Elsewhere on Tuesday, Environmental Defense Fund (EDF) Senior Attorney Alice Henderson said a broad coalition of stakeholders, including California, Michigan and more than 20 other states, have sued the Trump administration over its attempt to invalidate states’ “landmark authority” to establish clean car standards.

“Now former Republican and Democratic heads of the Environmental Protection Agency and Department of Transportation, along with a wide variety of legal and technical experts, physician-led public health advocates, local government representatives, businesses, members of Congress, and others have filed amicus briefs supporting our lawsuit,” Henderson said.

Similarly, the four-county Puget Sound region in Washington state last year drafted clean fuel standards that drew attention from alternative fuel and environmental advocates alike, and NGVs appear to be included in some of the changes.

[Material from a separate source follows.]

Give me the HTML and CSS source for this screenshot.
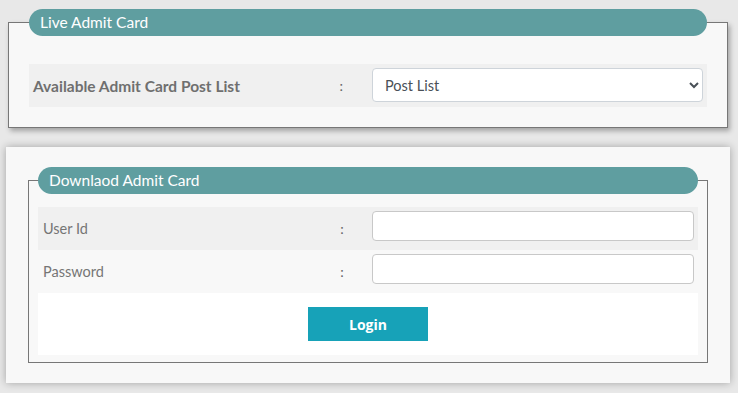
FILE: index.html
```html
<!DOCTYPE html>
<html>
<head>
<meta charset="utf-8">
<link rel="stylesheet" href="styles.css">
</head>
<body>
<div class="page">
  <div class="fs fs-live">
    <div class="legend legend-live">Live Admit Card</div>
    <div class="row row-grey row-live">
      <div class="label label-bold">Available Admit Card Post List</div>
      <div class="colon">:</div>
      <div class="field">
        <select class="select"><option>Post List</option></select>
      </div>
    </div>
  </div>

  <div class="card">
    <div class="fs fs-dl">
      <div class="legend legend-dl">Downlaod Admit Card</div>
      <div class="row row-grey">
        <div class="label">User Id</div>
        <div class="colon">:</div>
        <div class="field"><input class="input" type="text"></div>
      </div>
      <div class="row row-light">
        <div class="label">Password</div>
        <div class="colon">:</div>
        <div class="field"><input class="input" type="password"></div>
      </div>
      <div class="row-btn">
        <button class="btn">Login</button>
      </div>
    </div>
  </div>
</div>
</body>
</html>
```

FILE: styles.css
```css
* { box-sizing: border-box; }
html, body { margin: 0; padding: 0; }
body {
  background: #e8e8e8;
  font-family: "Source Sans Pro", Lato, "Noto Sans", sans-serif;
  width: 738px;
  height: 393px;
  overflow: hidden;
}
.page {
  padding-top: 22px;
}
.fs {
  border: 1px solid #777;
  background: #f8f8f8;
}
.fs-live {
  margin-left: 8px;
  width: 720px;
  height: 106px;
  padding: 0 20px 0 20px;
  box-shadow: 2px 3px 5px rgba(0,0,0,0.3);
}
.legend {
  height: 27px;
  margin-top: -14px;
  background: #5f9ea0;
  color: #fff;
  border-radius: 14px;
  font-size: 15.5px;
  line-height: 27px;
  padding-left: 11px;
}
.row {
  display: flex;
  align-items: center;
  height: 43px;
}
.row-live { margin-top: 28px; }
.row-grey { background: #f0f0f0; }
.row-light { background: #f8f8f8; }
.label {
  width: 45.8%;
  flex: none;
  padding-left: 5px;
  color: #757575;
  font-size: 14.5px;
}
.label-bold {
  font-weight: bold;
  font-size: 15.5px;
  padding-left: 4px;
  color: #6f6f6f;
}
.colon {
  width: 4.8%;
  flex: none;
  color: #666;
  font-size: 14px;
}
.field {
  flex: 1;
  padding: 4px 4px 5px 0;
  align-self: stretch;
}
.select {
  display: block;
  width: 100%;
  height: 34px;
  border: 1px solid #ced4da;
  border-radius: 4px;
  background: #fff;
  color: #495057;
  font-family: inherit;
  font-size: 14.5px;
  padding: 0 8px;
}
.input {
  display: block;
  width: 100%;
  height: 30px;
  border: 1px solid #c8c8c8;
  border-radius: 4px;
  background: #fff;
}
.card {
  margin: 19px 0 0 6px;
  width: 724px;
  height: 236px;
  background: #f8f8f8;
  box-shadow: 0 0 8px rgba(0,0,0,0.3);
  padding: 33px 22px 0 22px;
}
.fs-dl {
  height: 183px;
  padding: 0 9px 0 9px;
}
.legend-dl { margin-bottom: 13px; }
.row-btn {
  background: #fff;
  height: 62px;
  display: flex;
  justify-content: center;
  align-items: center;
}
.btn {
  width: 120px;
  height: 34px;
  background: #17a2b8;
  color: #fff;
  border: none;
  font-family: "Open Sans", sans-serif;
  font-weight: bold;
  font-size: 14px;
}
```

The GHG standard was to be reduced to 25% below 2016 levels by 2030.

An analysis done for the air agency by consultancy ICF International Inc. found that the region uses one billion gallons a year of gasoline and 220 million gallons of diesel fuel. Transportation fuels account for 25% of GHG emissions in the Seattle-Tacoma metropolitan area.

California air quality regulators recently adopted an Advanced Clean Truck (ACT) regulation to move toward zero emission vehicles (ZEV) by 2040 in the medium- and heavy-duty truck category.

Near-zero emission trucks running on renewable natural gas are not covered under the rules, but they are to be addressed in August by the California Air Resources Board (CARB). CARB’s goal is to accelerate the first wave of ZEV trucks, with an eye on 100% ZEV fleets by 2040. The rules could also support hydrogen fuel cell technology.

“A key measure in CARB’s Mobile Source Strategy is the establishment of low oxides of nitrogen (NOx) engine emission standards that result in a 90% reduction in NOx emissions compared to the emissions of today’s diesel engines,” said spokesperson Karen Caesar.

The new program supports existing California laws that call for government fleets to purchase ZEVs, and it mandates providing environmental benefits in disadvantaged communities.